Un échec commun ? Mais le « patron des patrons » ne remet pourtant pas tout sur le dos du gouvernement : « nous sommes aussi responsables de l’échec, puisque nous n’avons pas abouti et nous l’avons beaucoup regretté car nous étions très proches de l’arrivée », confie-t-il. « Nous avions réussi après 4 mois de discussion, à un projet intéressant qui était équilibré et même assez audacieux. On n’a pas réussi à signer, mais on s’attendait à ce qu’un gouvernement puisse reprendre la totalité du puzzle qu’on avait imaginé, mais il a pris quelques pièces dont celle des Comités Paritaires régionaux pour les petites entreprises, qui est une inquiétude supplémentaire : c’est là où il y a un gisement d’emploi, ou l’on trouve le meilleur dialogue social. J’ai peur que cette pièce là effraie encore plus les petites entreprises, qui risquent de se renfermer encore un peu plus dans leur coquille ». 

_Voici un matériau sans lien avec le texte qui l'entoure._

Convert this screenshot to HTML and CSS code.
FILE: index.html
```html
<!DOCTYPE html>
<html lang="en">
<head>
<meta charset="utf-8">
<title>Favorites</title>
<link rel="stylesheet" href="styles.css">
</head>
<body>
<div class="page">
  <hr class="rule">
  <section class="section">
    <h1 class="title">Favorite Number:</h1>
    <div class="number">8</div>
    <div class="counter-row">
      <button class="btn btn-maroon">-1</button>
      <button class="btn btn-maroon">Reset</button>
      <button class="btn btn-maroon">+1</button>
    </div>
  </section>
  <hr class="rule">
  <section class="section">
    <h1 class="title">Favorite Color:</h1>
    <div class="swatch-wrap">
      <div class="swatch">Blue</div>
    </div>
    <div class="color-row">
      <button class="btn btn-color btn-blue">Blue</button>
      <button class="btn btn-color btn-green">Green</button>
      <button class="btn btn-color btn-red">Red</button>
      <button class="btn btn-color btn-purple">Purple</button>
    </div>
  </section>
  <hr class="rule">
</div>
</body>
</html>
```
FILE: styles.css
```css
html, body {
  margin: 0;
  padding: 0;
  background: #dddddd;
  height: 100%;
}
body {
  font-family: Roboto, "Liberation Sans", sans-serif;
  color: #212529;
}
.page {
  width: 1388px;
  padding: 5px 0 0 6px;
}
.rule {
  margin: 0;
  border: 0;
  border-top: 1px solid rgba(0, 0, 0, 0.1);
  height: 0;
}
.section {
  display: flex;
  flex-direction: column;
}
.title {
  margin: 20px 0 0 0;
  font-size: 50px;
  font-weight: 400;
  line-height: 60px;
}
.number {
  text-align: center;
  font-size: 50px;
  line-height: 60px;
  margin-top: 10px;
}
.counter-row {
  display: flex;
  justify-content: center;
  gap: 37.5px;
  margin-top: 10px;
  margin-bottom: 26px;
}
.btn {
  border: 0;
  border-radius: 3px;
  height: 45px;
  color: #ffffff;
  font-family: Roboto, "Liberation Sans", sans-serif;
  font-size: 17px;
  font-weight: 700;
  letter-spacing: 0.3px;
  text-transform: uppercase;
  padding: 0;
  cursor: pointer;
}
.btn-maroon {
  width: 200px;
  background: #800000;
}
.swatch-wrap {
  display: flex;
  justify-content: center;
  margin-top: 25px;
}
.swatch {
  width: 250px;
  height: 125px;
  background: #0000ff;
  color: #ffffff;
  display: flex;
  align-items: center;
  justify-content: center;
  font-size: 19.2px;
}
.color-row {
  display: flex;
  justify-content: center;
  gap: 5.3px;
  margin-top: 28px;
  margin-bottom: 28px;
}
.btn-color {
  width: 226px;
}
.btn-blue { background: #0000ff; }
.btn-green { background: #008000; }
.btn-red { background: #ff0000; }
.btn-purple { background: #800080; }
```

« Restaurer la confiance » Pierre Gattaz a largement appellé de ses voeux un hypothétiques retour au plein emploi en 2020, affirmant que la France avait « tous les atouts et les capacités nécessaires ». « Nous devons construire le futur, y intégrer la révolution numérique, la transition énergétique, alors que la politique actuelle est de dénoncer les entreprises qui polluent trop. La pollution, c’est aussi très important pour les chefs d’entreprise mais elles ont tous les chercheurs, tous les scientifiques nécessaire pour trouver des solutions ! », souligne le chef des entreprises. « Même chose pour le tourisme : la France est la première destination mondiale, mais elle n’occupe que la 7ème place en termes de dépenses par touriste. Nous devons redonner confiance à la France en ses atouts qui pourraient remettre notre économie dans le top 3 mondial ». Pas sûr que cela soit pour tout de suite. En attendant, la réforme du dialogue social est loin de contenter tous le monde, chez le patronnat comme chez les syndicats. Interrogé par Europe 1, Phillippe Martinez, nouveau patron de la CGT, a déclaré que cette loi « n’était pas bonne ». « Le parlement va légiférer sur une loi qui prévoit déjà des dérogations pour ne pas appliquer la loi », a-t-il ajouté.